The C5 was so far different from a regular vehicle in its
appearance and utility that describing it as a car required
a virtual redefinition of the meaning of the word. And as
people asked at the time, what practical use was the C5? It
could not carry passengers or any significant amount of luggage,
as it only had a very small storage compartment. Its small
range meant that it could not travel any significant distance,
and its low speed meant that it would not get to its destination
very fast anyway. In short, the C5 was so flawed in so many
practical ways that one has to wonder what market testing
- if any - Sinclair conducted before the company was committed
to the product.
In fact, it may well be the case that Sinclair did not conduct
any market testing. Reportedly, he doesn't believe in it,
instead preferring to find new niches - a conviction businessman,
one might say. Leading by instinct is not necessarily a bad
thing; it served Sinclair well in the pocket calculator and
home computer markets, where his cheap and simple products
defied all conventional expectations at the time and became
huge successes. Looking back in hindsight, though, Sinclair's
moves into the calculator and computer markets made sense
in a way that the C5 did not. In the first two cases, Sinclair
created cheap and usable versions of highly desirable but
costly and bulky items. The utility of a pocket calculator
and a home computer are obvious, and Sinclair's design team
was clever enough to produce devices which were highly versatile
in spite of the technical compromises forced by the cheap
components. The C5 presented an entirely different scenario.
Electric vehicles were costly and bulky, but they were not
(nor are they now) highly desirable items, nor is there a
pent-up demand for them in the same was as there was for computers
or calculators. The C5 was cheap enough, but the design team
failed to deliver enough utility to make it truly useful;
its design flaws and lack of an obvious mass market doomed
it before it was even launched.
It's arguable that Sinclair's biggest marketing mistake related
not to the C5 but, paradoxically, to his most successful products,
the ZX81
and ZX
Spectrum. One might well argue "some mistake"

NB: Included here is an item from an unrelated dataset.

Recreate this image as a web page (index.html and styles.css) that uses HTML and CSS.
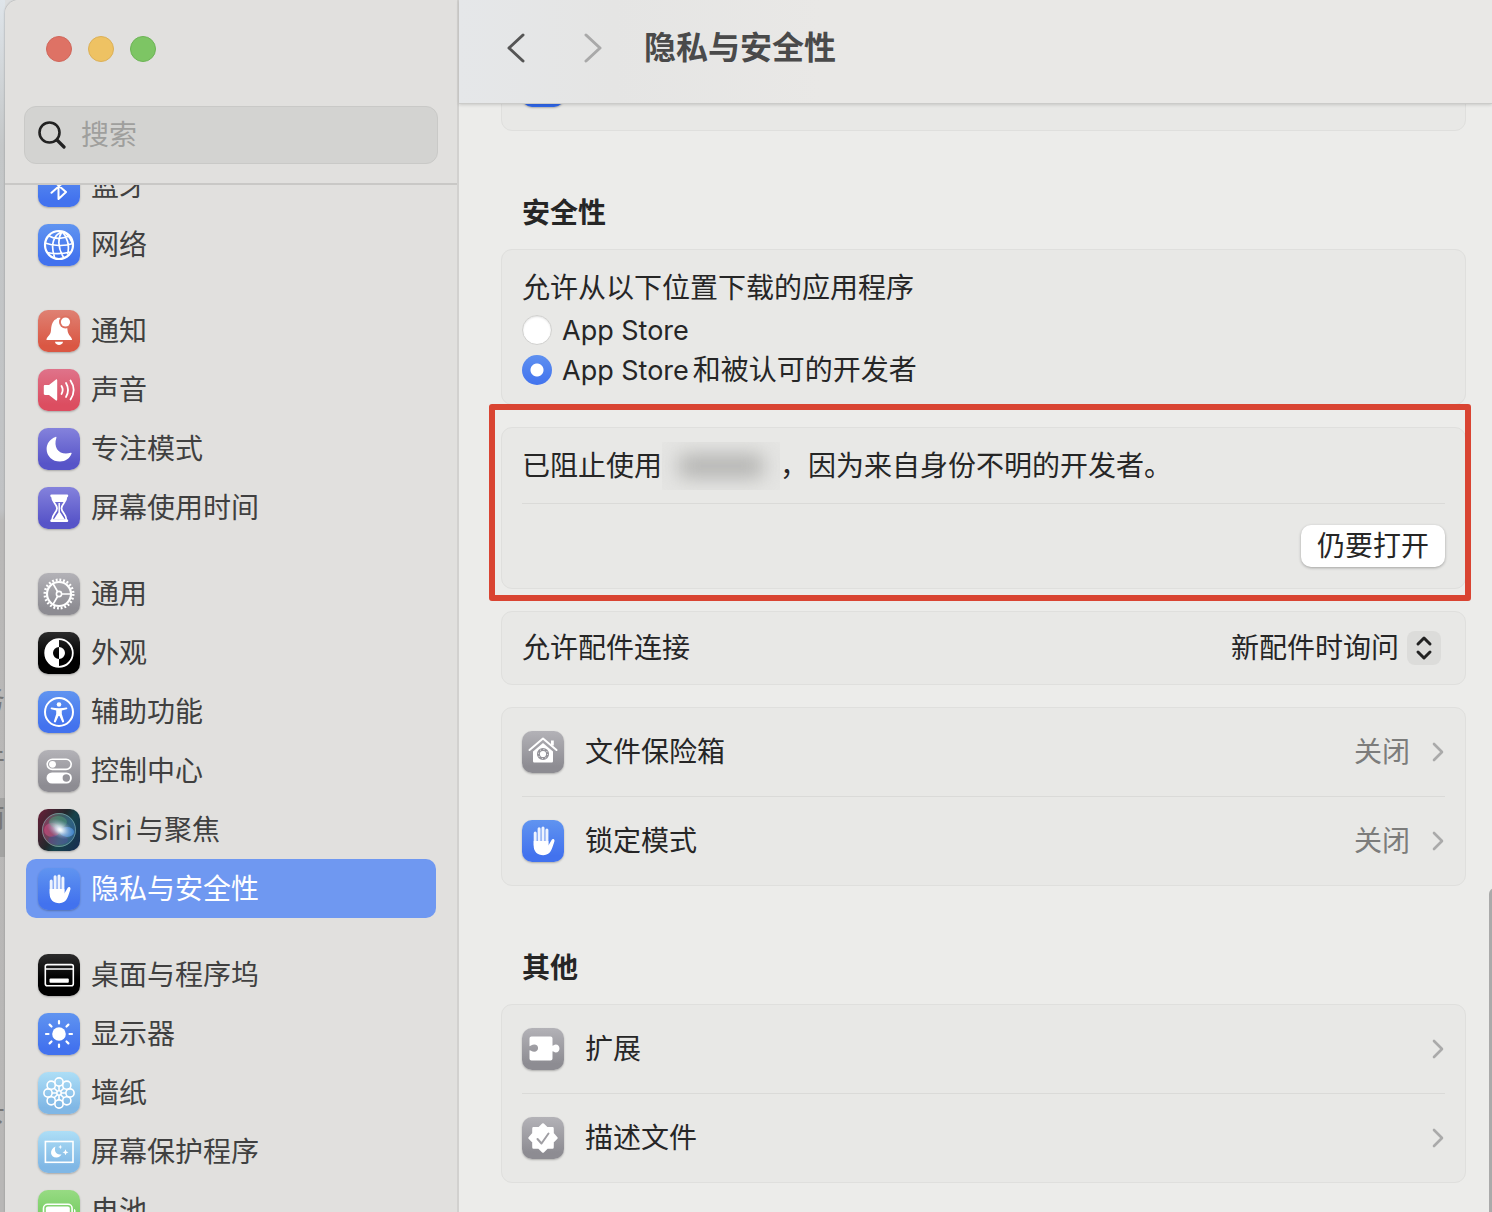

- after all, both the company and the man himself made a fortune
from the computers' huge success. But had it not been for
some quite baffling omissions in marketing, they could have
made a fortune several times over. Sinclair's adverts tell
the story quite well by themselves. The ZX81 and ZX Spectrum
are consistently sold as an educational or productivity tool.
For instance, some of the adverts show a devoted father teaching
his son the basic of computer in front of a ZX81; they speak
of the "more sophisticated ZX Software" such as
the "Business and Household management systems."
Sinclair peripherals are described in similarly worthy terms
- the ZX Printer is useful for "a hard copy of your program
listings" and the Microdrive and Interface 1 are mass
storage and networking tools useful for a school network.
All this was true, up to a point. But the reality was that
while Sinclair was promoting the wonders of databases and
word processing on the Spectrum, millions of Spectrum owners
were playing Jet Set Willy.
Today, the Spectrum is best remembered as a games platform.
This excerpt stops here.